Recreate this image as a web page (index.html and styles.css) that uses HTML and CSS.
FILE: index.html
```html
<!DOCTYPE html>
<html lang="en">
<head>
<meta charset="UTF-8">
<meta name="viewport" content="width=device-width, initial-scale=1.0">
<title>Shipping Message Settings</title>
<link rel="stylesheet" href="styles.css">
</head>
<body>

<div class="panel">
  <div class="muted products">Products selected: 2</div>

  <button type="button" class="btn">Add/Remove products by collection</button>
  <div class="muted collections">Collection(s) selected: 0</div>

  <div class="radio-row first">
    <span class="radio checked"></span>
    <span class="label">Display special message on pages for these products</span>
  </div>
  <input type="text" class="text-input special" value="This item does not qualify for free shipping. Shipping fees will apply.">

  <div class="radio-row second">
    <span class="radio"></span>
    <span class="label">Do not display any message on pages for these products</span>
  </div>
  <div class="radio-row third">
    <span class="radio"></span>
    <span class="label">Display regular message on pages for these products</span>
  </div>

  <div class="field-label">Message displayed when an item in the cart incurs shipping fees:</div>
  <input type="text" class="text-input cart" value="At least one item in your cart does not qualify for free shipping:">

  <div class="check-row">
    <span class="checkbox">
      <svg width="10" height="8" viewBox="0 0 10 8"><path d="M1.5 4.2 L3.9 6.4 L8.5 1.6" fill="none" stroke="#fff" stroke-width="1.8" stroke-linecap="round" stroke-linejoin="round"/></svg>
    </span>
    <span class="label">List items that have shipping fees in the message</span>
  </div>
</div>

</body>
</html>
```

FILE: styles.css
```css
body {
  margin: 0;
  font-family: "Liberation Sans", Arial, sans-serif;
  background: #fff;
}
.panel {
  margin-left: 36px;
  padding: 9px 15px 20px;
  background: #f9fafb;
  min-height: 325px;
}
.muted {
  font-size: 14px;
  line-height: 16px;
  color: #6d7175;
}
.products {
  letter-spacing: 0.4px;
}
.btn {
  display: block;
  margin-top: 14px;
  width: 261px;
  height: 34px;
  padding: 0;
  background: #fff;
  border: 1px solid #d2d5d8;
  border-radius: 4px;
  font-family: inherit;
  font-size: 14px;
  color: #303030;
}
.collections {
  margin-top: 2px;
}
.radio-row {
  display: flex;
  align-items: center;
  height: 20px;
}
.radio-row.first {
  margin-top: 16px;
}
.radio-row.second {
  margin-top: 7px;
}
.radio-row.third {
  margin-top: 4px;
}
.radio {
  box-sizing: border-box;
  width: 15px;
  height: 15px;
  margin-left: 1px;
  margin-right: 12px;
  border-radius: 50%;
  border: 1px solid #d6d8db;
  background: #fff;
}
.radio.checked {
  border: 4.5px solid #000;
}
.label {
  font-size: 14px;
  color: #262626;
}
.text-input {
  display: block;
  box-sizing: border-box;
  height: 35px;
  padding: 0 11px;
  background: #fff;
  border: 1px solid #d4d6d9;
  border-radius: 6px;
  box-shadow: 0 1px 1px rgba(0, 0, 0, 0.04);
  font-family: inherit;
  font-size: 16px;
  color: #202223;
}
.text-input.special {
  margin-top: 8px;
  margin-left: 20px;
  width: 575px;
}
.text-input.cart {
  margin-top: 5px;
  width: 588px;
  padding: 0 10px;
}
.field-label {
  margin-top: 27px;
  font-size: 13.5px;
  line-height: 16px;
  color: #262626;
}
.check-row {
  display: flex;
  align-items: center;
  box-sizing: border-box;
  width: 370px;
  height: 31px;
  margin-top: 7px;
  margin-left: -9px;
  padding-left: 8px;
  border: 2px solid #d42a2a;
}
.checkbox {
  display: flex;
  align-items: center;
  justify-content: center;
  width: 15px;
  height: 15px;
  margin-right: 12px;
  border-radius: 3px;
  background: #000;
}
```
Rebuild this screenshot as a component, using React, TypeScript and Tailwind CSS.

※

## GIVEN REQUEST
Print every record exactly as it was given.

## EXERCISE ANSWER
Recreate this image as a web page (index.html and styles.css) that uses HTML and CSS.
FILE: index.html
```html
<!DOCTYPE html>
<html lang="en">
<head>
<meta charset="UTF-8">
<meta name="viewport" content="width=device-width, initial-scale=1.0">
<title>Shipping Message Settings</title>
<link rel="stylesheet" href="styles.css">
</head>
<body>

<div class="panel">
  <div class="muted products">Products selected: 2</div>

  <button type="button" class="btn">Add/Remove products by collection</button>
  <div class="muted collections">Collection(s) selected: 0</div>

  <div class="radio-row first">
    <span class="radio checked"></span>
    <span class="label">Display special message on pages for these products</span>
  </div>
  <input type="text" class="text-input special" value="This item does not qualify for free shipping. Shipping fees will apply.">

  <div class="radio-row second">
    <span class="radio"></span>
    <span class="label">Do not display any message on pages for these products</span>
  </div>
  <div class="radio-row third">
    <span class="radio"></span>
    <span class="label">Display regular message on pages for these products</span>
  </div>

  <div class="field-label">Message displayed when an item in the cart incurs shipping fees:</div>
  <input type="text" class="text-input cart" value="At least one item in your cart does not qualify for free shipping:">

  <div class="check-row">
    <span class="checkbox">
      <svg width="10" height="8" viewBox="0 0 10 8"><path d="M1.5 4.2 L3.9 6.4 L8.5 1.6" fill="none" stroke="#fff" stroke-width="1.8" stroke-linecap="round" stroke-linejoin="round"/></svg>
    </span>
    <span class="label">List items that have shipping fees in the message</span>
  </div>
</div>

</body>
</html>
```

FILE: styles.css
```css
body {
  margin: 0;
  font-family: "Liberation Sans", Arial, sans-serif;
  background: #fff;
}
.panel {
  margin-left: 36px;
  padding: 9px 15px 20px;
  background: #f9fafb;
  min-height: 325px;
}
.muted {
  font-size: 14px;
  line-height: 16px;
  color: #6d7175;
}
.products {
  letter-spacing: 0.4px;
}
.btn {
  display: block;
  margin-top: 14px;
  width: 261px;
  height: 34px;
  padding: 0;
  background: #fff;
  border: 1px solid #d2d5d8;
  border-radius: 4px;
  font-family: inherit;
  font-size: 14px;
  color: #303030;
}
.collections {
  margin-top: 2px;
}
.radio-row {
  display: flex;
  align-items: center;
  height: 20px;
}
.radio-row.first {
  margin-top: 16px;
}
.radio-row.second {
  margin-top: 7px;
}
.radio-row.third {
  margin-top: 4px;
}
.radio {
  box-sizing: border-box;
  width: 15px;
  height: 15px;
  margin-left: 1px;
  margin-right: 12px;
  border-radius: 50%;
  border: 1px solid #d6d8db;
  background: #fff;
}
.radio.checked {
  border: 4.5px solid #000;
}
.label {
  font-size: 14px;
  color: #262626;
}
.text-input {
  display: block;
  box-sizing: border-box;
  height: 35px;
  padding: 0 11px;
  background: #fff;
  border: 1px solid #d4d6d9;
  border-radius: 6px;
  box-shadow: 0 1px 1px rgba(0, 0, 0, 0.04);
  font-family: inherit;
  font-size: 16px;
  color: #202223;
}
.text-input.special {
  margin-top: 8px;
  margin-left: 20px;
  width: 575px;
}
.text-input.cart {
  margin-top: 5px;
  width: 588px;
  padding: 0 10px;
}
.field-label {
  margin-top: 27px;
  font-size: 13.5px;
  line-height: 16px;
  color: #262626;
}
.check-row {
  display: flex;
  align-items: center;
  box-sizing: border-box;
  width: 370px;
  height: 31px;
  margin-top: 7px;
  margin-left: -9px;
  padding-left: 8px;
  border: 2px solid #d42a2a;
}
.checkbox {
  display: flex;
  align-items: center;
  justify-content: center;
  width: 15px;
  height: 15px;
  margin-right: 12px;
  border-radius: 3px;
  background: #000;
}
```
Rebuild this screenshot as a component, using React, TypeScript and Tailwind CSS.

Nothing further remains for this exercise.